Die einen sprechen kein Französisch, die anderen schicken die Polizei: Von Berlin nach Brüssel gezogen, stellt der neue Korrespondent fest: am neuen Wohnort geht es ziemlich seltsam zu.

Korrespondenten: Markus Grabitz (mgr)

Brüssel - Ja, es war fahrlässig. Nichts ahnend hatte ich vor dem Umzug aus Berlin den Mietvertrag unterschrieben. Direkt hinter dem kleinen Haus eine Skaterbahn, die würde meinem Sohn gefallen. Zwanzig Schritte bis in den Wald, wir waren die Punker und Scherben in Berlin-Friedrichshain leid. Mit meinem Vermieter Peter sprach ich Französisch. Wenige Tage später auf dem Rathaus, als ich mich anmelden wollte, passierte es: Ich grüßte fröhlich auf Französisch – und schaute in eisige Gesichter. Die Dame vom Amt redete in einer Sprache auf mich ein, die sonderbar klang. „Gelieve volgende documenten mee te brengen: uw rijbewijs, drei pasfoto`sondertekens arbeitscontract . . .“

 

In meinem Viertel ist es verboten, französisch zu sprechen

Ich war sprachlos. Irgendwann erbarmte sich die Frau, beugte sich über den Tresen und flüsterte mir zu: „Hier ist es verboten, Französisch zu sprechen. Hier spricht man Niederländisch.“ Willkommen im Babel Belgien. Nur wenige Kilometer hinter der Stadtgrenze Brüssels, wo französisch und niederländisch gesprochen wird, bin ich in Tervuren gelandet. Eine Hochburg der separatistischen Nieuw-Vlaamse Alliantie (NVA). Hilfe, das ist ja hier wie in Belfast an der Demarkationslinie zwischen Katholiken und Protestanten. Auf der Bank erfahre ich, dass auch „Waschzettel“ für das Konto, das ich gerade eröffne, auf Französisch verboten sind. Erst jetzt sehe ich: Fahrpläne für die Tram, Parkautomaten, das Müllregime („Alle afval dat niet selectief wordt ingezameld.“). Alles auf Niederländisch.
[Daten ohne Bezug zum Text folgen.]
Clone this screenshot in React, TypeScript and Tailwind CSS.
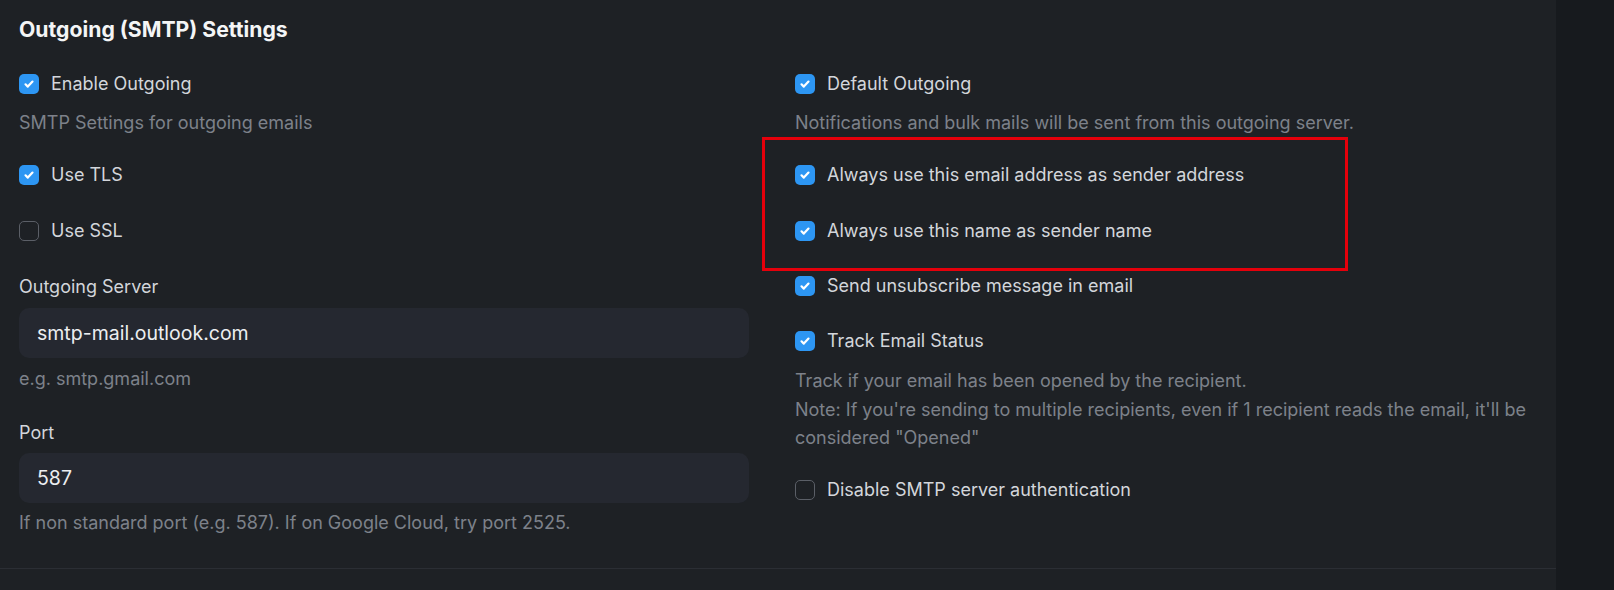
import React from 'react';

function Checkbox({ checked }: { checked: boolean }) {
  if (!checked) {
    return <span className="block w-[20px] h-[20px] shrink-0 rounded-[5px] border border-[#5b5f67]" />;
  }
  return (
    <span className="flex items-center justify-center w-[20px] h-[20px] shrink-0 rounded-[5px] bg-[#2d96f3]">
      <svg width="12" height="12" viewBox="0 0 12 12" fill="none">
        <path d="M2.5 6.3l2.3 2.3L9.5 3.6" stroke="white" strokeWidth="2.2" strokeLinecap="round" strokeLinejoin="round" />
      </svg>
    </span>
  );
}

function CheckRow({ label, checked, className }: { label: string; checked: boolean; className: string }) {
  return (
    <div className={`flex items-center gap-[12px] h-[24px] ${className}`}>
      <Checkbox checked={checked} />
      <span className="text-[18px] leading-6 text-[#d3d6db]">{label}</span>
    </div>
  );
}

export default function App() {
  return (
    <div className="flex w-full h-[590px] bg-[#171a1e] overflow-hidden" style={{ fontFamily: 'Inter, "Noto Sans", sans-serif' }}>
      <div className="w-[1556px] h-full bg-[#1e2125]">
        <div className="px-[19px] pt-[15px] pb-[33px] border-b border-[#2b2e34]">
          <h2 className="text-[21.2px] leading-7 font-bold text-[#f4f5f6]">Outgoing (SMTP) Settings</h2>

          <div className="grid grid-cols-[730px_742px] gap-x-[46px] mt-[29px]">
            {/* left column */}
            <div className="flex flex-col">
              <CheckRow label="Enable Outgoing" checked className="" />
              <p className="mt-[15px] text-[18px] leading-6 text-[#7d818a]">SMTP Settings for outgoing emails</p>
              <CheckRow label="Use TLS" checked className="mt-[28px]" />
              <CheckRow label="Use SSL" checked={false} className="mt-[32px]" />

              <label className="mt-[32px] text-[18px] leading-6 text-[#d3d6db]">Outgoing Server</label>
              <div className="mt-[9px] h-[50px] rounded-[10px] bg-[#252830] flex items-center px-[18px] pt-[1px] text-[19.5px] text-[#eceef0]">
                smtp-mail.outlook.com
              </div>
              <p className="mt-[9px] text-[18px] leading-6 text-[#7d818a]">e.g. smtp.gmail.com</p>

              <label className="mt-[30px] text-[18px] leading-6 text-[#d3d6db]">Port</label>
              <div className="mt-[8px] h-[50px] rounded-[10px] bg-[#252830] flex items-center px-[18px] pt-[1px] text-[19.5px] text-[#eceef0]">
                587
              </div>
              <p className="mt-[8px] text-[18px] leading-6 text-[#7d818a]">
                If non standard port (e.g. 587). If on Google Cloud, try port 2525.
              </p>
            </div>

            {/* right column */}
            <div className="relative flex flex-col">
              <CheckRow label="Default Outgoing" checked className="" />
              <p className="mt-[15px] text-[18px] leading-6 text-[#7d818a]">
                Notifications and bulk mails will be sent from this outgoing server.
              </p>
              <CheckRow label="Always use this email address as sender address" checked className="mt-[28px]" />
              <CheckRow label="Always use this name as sender name" checked className="mt-[32px]" />
              <CheckRow label="Send unsubscribe message in email" checked className="mt-[31px]" />
              <CheckRow label="Track Email Status" checked className="mt-[31px]" />
              <p className="mt-[14px] text-[18px] leading-[28.5px] text-[#7d818a]">
                Track if your email has been opened by the recipient.
                <br />
                Note: If you're sending to multiple recipients, even if 1 recipient reads the email, it'll be considered "Opened"
              </p>
              <CheckRow label="Disable SMTP server authentication" checked={false} className="mt-[25px]" />

              {/* highlight annotation */}
              <div className="absolute left-[-33px] top-[65px] w-[586px] h-[134px] border-[3px] border-[#e5000b] pointer-events-none" />
            </div>
          </div>
        </div>
      </div>
    </div>
  );
}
Die Belgier als Nation pflegen ihre alten Gräben

Ja, Brüssel feiert sich gern als Hauptstadt der Europäer, die Belgier als Nation pflegen aber ihre alten Gräben. Niederländisch sprechende Flamen, Französisch sprechende Wallonen. Die Bürokratie hat es auch in sich. Vom „Dienst burgerzaken“ wird peinlich genau gepüft, ob ich mich überhaupt anmelden darf. Ich muss meinen Arbeitsvertrag vorlegen. Es wird moniert, dass dort ein Stempel fehlt, sowie die Angabe Schwarz auf Weiß, dass ich Vollzeit tätig bin.

Dann noch das Ritual mit dem Hausbesuch der Polizei. Punkt sieben klingelt es: Ein Beamter von der „Politie“ steht vor der Tür. Bevor ich den Einwohner-Status verliehen bekomme, müsse er sich vergewissern, dass ich tatsächlich hier wohne. Meine Güte, wenn die Belgier diese Sorgfalt auch bei der Wartung der maroden Atomkraftwerke und der Terrorabwehr an den Tag legen würden. Als der Polizist seine Runde durchs Haus gemacht hat und wieder gehen will, bin ich wieder versöhnt mit Belgien. Er grinst nämlich etwas verlegen zum Abschied und meint: „Entschuldigen Sie mein schlechtes Französisch.“ Mitten in Belgien.